Operated by John-Riley Harper. Dedicated to archiving photography from Utah's underground scenes, as well as other personal projects.

God's Heavy Boredom
I like to relate my understanding of god with the concept of technological progression, which came to me just today when lying on my rug. When I first got into computers, I remember having to leave on my PC day and night in order to get whatever mp3 album it was that I lusted to sink my ears into. Much of my time, as the download ticked along, was spent anticipating the music to come. But the internet speeds of today let me listen to albums faster than I can click. I can get more music than what I can listen to, and it has actually led to me not using up as much time finding new music. The anticipation was such a part of the excitement and when the anticipation could not build I decided to spend my time on things that would take longer periods of time until the reward set in. It could be why people love downloading movies. You still have to wait for them. It is certainly true that the intensity of the seretonin reward is somewhat proportional to the period of time spent getting from the idea to the result; or the wish to the reality; or the desire to the fulfillment.

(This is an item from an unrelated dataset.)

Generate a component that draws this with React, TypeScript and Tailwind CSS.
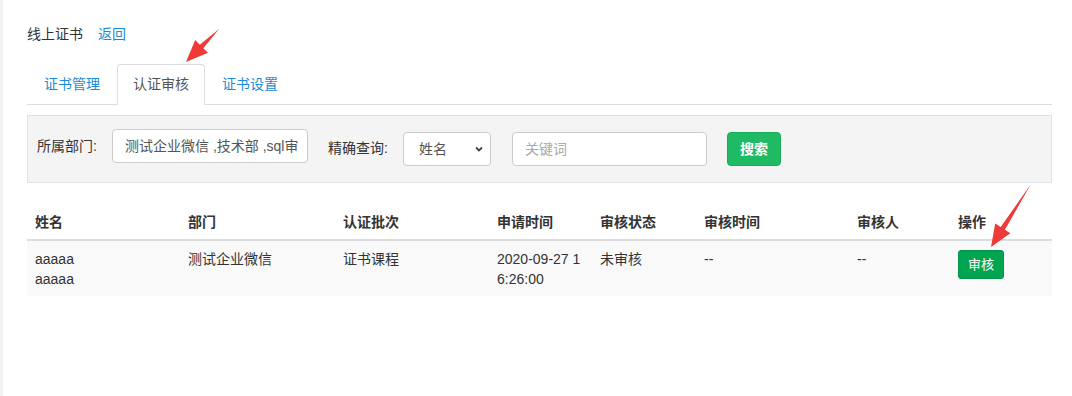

I do believe that gods were created out of a projection of the impossible wishes and goals that we can never attain; in our image instead of vice versa. Wherever we find limit we cast out the limitation and attach that attribute to some kind of entity that is greater. We live our fantasies vicariously through, respectively, other fantasies. But the assemblage of adjectives never makes sense. Let's rehash the familiar critiques. We have omnipresence: the idea that god is everywhere. It doesn't exactly make sense in the same way that the clouds of nothingness which line the universe do not make sense. If god can be and is everywhere, what is its size? Omnipotence means that, simply, anything can be done and that by thinking alone anything can be changed, created, or destroyed. Omniscience is the removal of any limitation on intelligence. But there not a certain enlightenment in ignorance? How can something know and not know all at once?

People are always dingbatting around with the paradoxes inherent in the removal of limitation, but the computer age really lets us see what happens when limitations start getting removed from our own lives. The needs and desires of past days—obtainable only through time and sweat—have become ready to activate and enjoy at a finger tap. This is great from one perspective but what happens, really, to those old desires? They change. They aren't so rewarding. It is not hard to see the ever-growing ease and efficiency in our age expand to the point of god's omnipotence and omniscience and then… wonder what we would do with that kind of ability.

Would this be a fun thing to imagine? While I moved from downloading music albums and watching youtube to creating photographs and music, what of god? The rewards were greater when I made it harder . The time between the desire and the payoff amp up the anticipation so that seeing the finished works are much more gratifying. A god, or me as god, would want to paint a picture and it would be painted, mounted and dried. A god would want music and be listening to divinity before the thought had completed (in the temporal stasis where god languishes). I, with the cursed luxury of limitation, struggle happily to overcome them. Gods do not have that luxury. Sadly, any god that existed in this sense would envy the human condition and wish it could break the prison of omnipotence—in order to sip from the stream of limitation and drown blissfully in a sea of stupidity.